Given instruction: Check each line of the listing below for the string "this", and give only how many lines hold it.

Task data:
##########
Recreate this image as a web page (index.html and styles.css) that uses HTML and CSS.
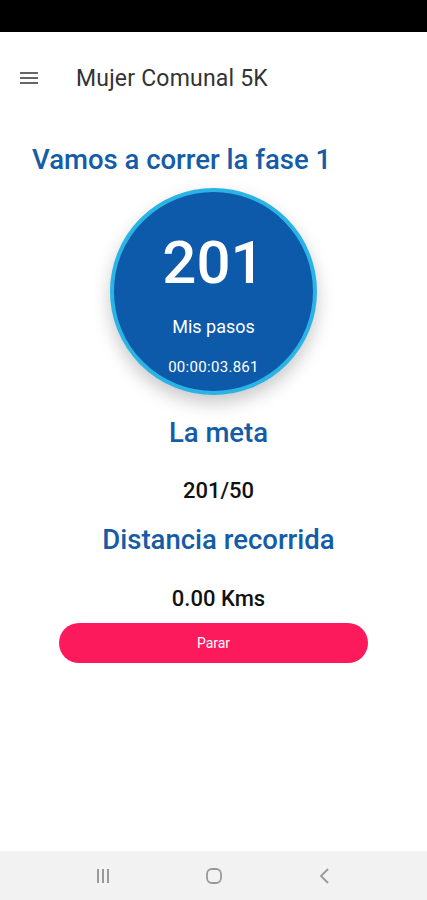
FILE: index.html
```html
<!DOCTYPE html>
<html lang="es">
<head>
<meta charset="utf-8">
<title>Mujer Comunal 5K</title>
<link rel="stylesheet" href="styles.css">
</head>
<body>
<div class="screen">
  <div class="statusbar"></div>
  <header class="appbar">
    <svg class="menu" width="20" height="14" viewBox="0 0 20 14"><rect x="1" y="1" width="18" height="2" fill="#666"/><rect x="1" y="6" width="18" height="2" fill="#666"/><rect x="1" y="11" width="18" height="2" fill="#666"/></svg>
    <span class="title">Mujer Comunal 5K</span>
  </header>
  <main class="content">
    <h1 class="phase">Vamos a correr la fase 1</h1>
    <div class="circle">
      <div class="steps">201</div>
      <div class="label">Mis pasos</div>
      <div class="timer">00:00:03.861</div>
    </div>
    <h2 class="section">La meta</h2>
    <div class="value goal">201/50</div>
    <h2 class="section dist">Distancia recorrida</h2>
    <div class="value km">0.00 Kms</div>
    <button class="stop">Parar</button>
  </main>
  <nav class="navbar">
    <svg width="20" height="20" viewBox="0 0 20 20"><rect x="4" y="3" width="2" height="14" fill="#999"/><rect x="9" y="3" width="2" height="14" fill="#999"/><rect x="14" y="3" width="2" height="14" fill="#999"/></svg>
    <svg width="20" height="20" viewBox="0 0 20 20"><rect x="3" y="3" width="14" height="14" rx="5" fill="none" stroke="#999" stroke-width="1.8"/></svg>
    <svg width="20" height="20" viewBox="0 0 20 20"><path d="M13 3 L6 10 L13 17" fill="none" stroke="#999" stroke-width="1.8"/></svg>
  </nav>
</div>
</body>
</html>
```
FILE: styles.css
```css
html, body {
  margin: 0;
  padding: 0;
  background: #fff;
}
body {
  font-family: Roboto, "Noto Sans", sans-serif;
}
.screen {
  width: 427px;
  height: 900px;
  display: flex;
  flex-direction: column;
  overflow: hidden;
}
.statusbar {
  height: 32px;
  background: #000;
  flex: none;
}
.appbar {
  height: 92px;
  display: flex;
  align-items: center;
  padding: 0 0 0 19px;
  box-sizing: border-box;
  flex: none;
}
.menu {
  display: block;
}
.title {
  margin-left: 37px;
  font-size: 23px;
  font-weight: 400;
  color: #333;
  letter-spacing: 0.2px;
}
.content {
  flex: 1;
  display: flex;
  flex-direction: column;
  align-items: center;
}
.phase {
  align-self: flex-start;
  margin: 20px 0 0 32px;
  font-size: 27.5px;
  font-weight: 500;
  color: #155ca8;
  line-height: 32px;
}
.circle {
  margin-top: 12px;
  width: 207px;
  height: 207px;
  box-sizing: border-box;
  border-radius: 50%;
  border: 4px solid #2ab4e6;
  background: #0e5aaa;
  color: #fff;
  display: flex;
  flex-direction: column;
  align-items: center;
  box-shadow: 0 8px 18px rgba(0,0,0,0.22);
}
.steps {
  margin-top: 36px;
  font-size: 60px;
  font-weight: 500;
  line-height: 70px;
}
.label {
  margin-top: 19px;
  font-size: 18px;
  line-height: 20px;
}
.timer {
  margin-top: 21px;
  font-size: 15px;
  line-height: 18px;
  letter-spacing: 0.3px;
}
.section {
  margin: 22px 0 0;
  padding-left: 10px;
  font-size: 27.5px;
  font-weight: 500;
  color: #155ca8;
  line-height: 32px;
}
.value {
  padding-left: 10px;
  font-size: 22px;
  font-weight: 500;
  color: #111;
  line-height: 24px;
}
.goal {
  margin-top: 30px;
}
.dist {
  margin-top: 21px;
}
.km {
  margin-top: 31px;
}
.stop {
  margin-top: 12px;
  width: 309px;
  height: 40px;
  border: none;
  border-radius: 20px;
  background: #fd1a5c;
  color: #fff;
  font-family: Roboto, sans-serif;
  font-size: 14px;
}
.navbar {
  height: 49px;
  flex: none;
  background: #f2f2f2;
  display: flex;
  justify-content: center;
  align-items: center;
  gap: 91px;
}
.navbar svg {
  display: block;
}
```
##########
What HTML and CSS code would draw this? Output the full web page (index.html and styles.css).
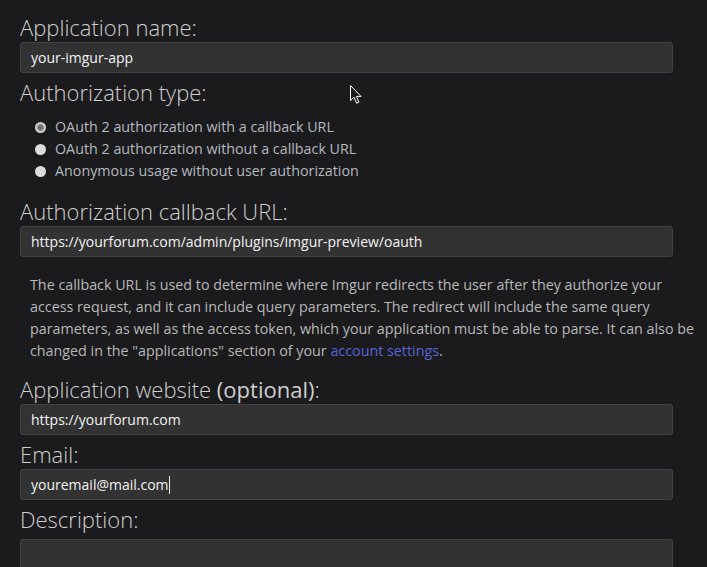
##########
Reply: 2